__EXERCISE INSTRUCTIONS__. Skip the pictures, please, and write out exactly the lines from the opening of the data through the line containing "import React from".

__SOURCE DATA__.
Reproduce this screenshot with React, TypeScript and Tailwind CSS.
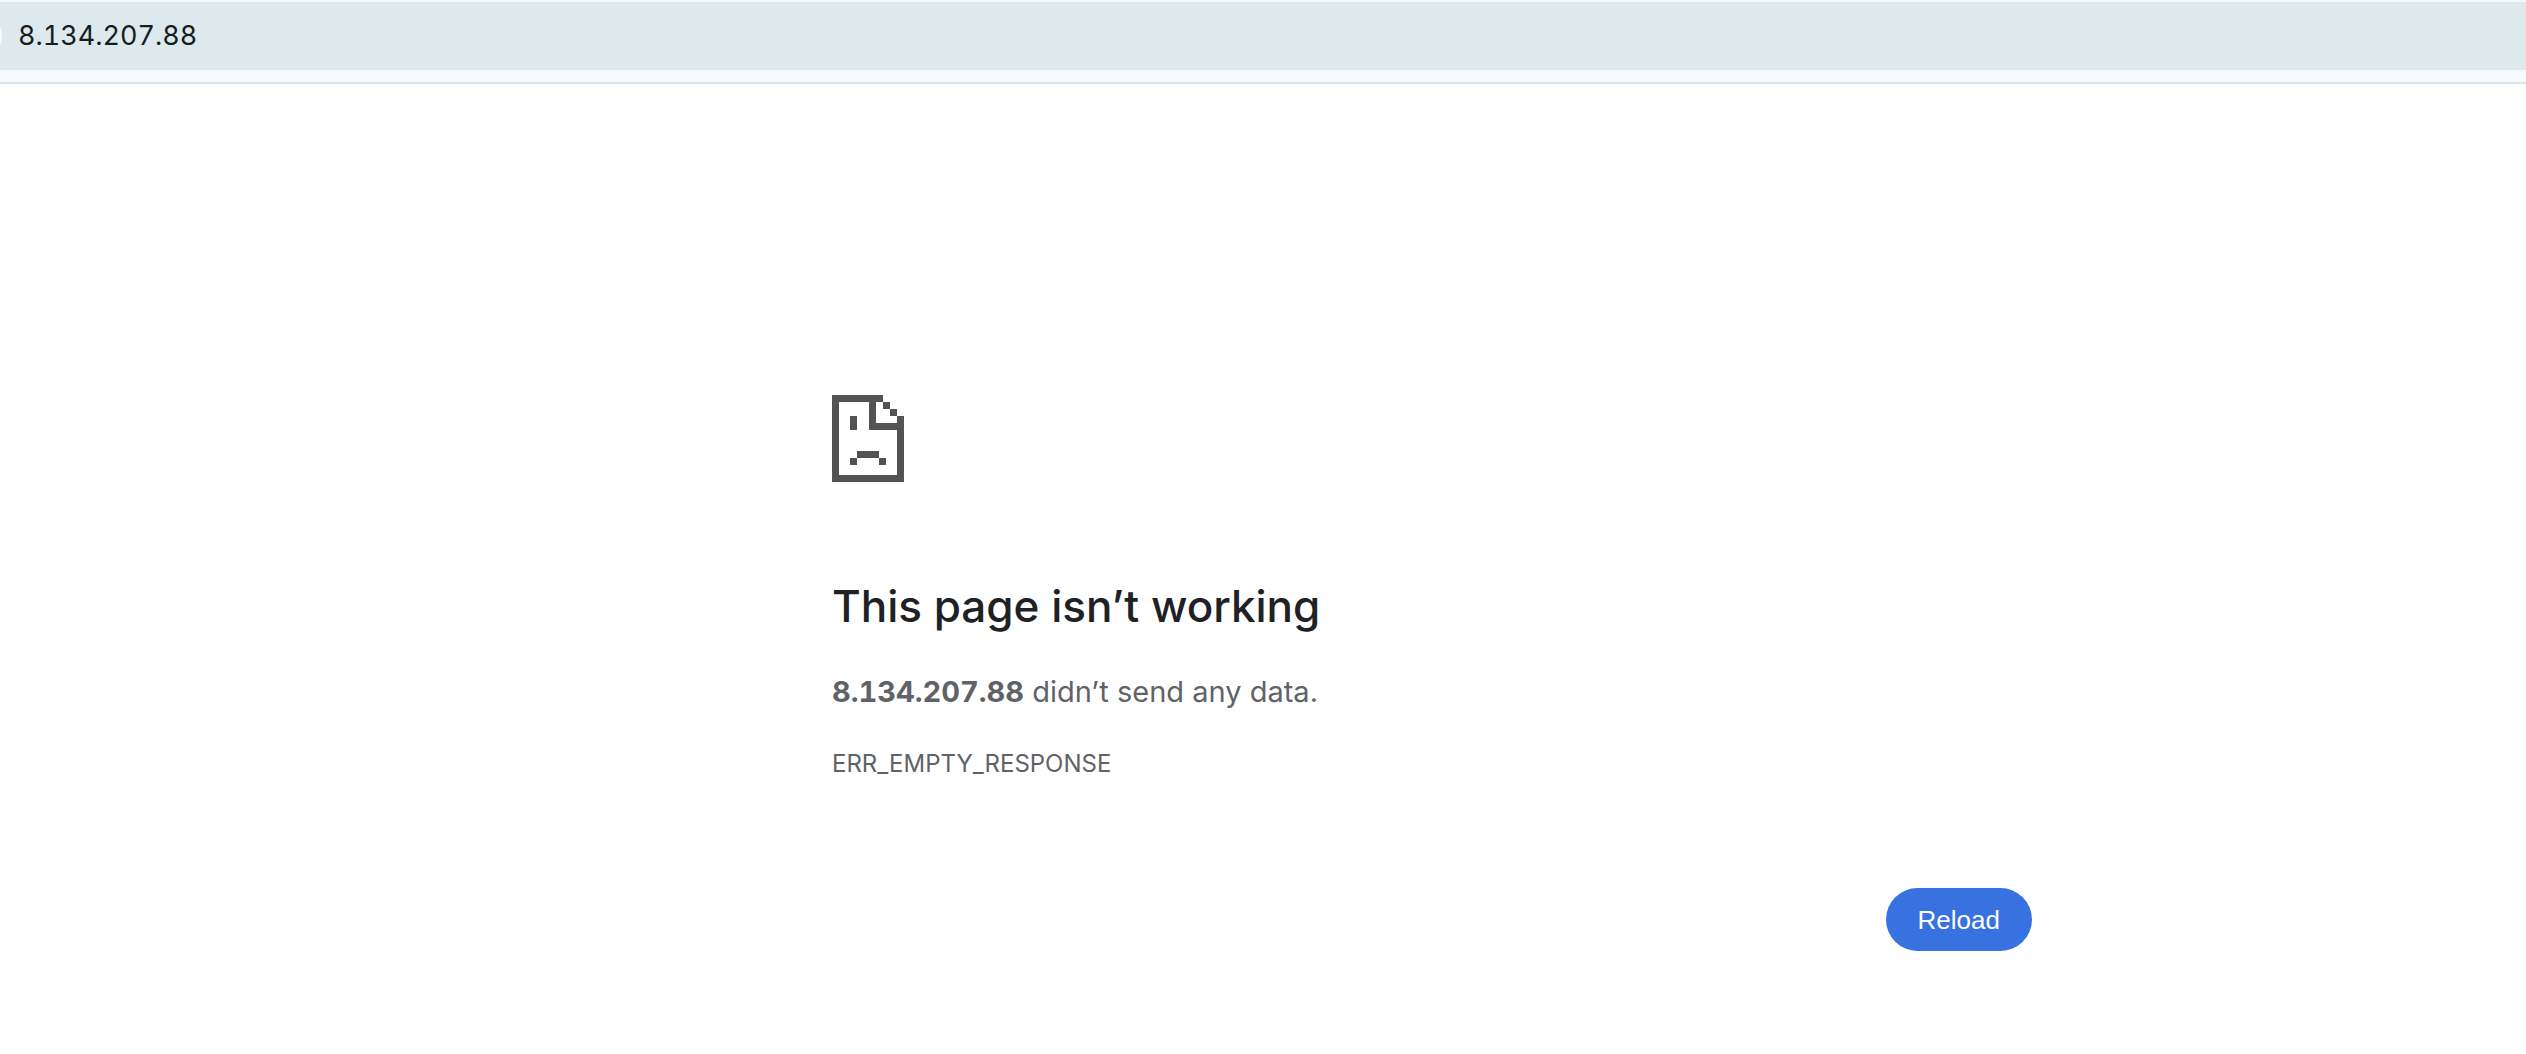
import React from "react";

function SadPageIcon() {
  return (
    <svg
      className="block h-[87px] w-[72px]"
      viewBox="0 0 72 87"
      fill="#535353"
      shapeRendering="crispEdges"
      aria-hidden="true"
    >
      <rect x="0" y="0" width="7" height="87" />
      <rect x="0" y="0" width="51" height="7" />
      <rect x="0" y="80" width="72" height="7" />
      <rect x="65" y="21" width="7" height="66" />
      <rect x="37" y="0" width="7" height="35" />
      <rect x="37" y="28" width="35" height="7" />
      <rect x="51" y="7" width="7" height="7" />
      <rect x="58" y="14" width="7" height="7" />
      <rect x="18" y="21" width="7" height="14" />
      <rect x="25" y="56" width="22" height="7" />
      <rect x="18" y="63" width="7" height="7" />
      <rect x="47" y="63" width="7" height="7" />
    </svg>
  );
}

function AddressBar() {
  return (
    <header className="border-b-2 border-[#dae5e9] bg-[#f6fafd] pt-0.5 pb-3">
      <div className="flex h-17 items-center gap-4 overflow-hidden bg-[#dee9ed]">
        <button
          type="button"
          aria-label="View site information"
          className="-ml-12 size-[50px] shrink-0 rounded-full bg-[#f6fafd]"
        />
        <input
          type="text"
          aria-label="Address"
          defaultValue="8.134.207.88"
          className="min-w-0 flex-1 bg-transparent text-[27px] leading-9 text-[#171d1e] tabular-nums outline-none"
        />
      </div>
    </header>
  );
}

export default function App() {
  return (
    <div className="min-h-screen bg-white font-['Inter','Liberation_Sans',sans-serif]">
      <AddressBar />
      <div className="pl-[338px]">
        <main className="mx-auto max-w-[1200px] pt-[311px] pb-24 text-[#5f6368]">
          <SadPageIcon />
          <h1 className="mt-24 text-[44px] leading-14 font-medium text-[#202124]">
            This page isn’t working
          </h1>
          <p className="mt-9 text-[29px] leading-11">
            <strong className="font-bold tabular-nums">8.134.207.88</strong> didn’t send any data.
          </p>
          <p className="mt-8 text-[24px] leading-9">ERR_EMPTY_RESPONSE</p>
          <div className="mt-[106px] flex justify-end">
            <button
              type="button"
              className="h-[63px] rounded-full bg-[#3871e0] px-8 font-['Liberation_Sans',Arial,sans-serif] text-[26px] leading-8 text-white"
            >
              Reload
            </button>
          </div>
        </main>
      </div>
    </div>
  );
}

__TASK RESPONSE__.
Reproduce this screenshot with React, TypeScript and Tailwind CSS.
import React from "react";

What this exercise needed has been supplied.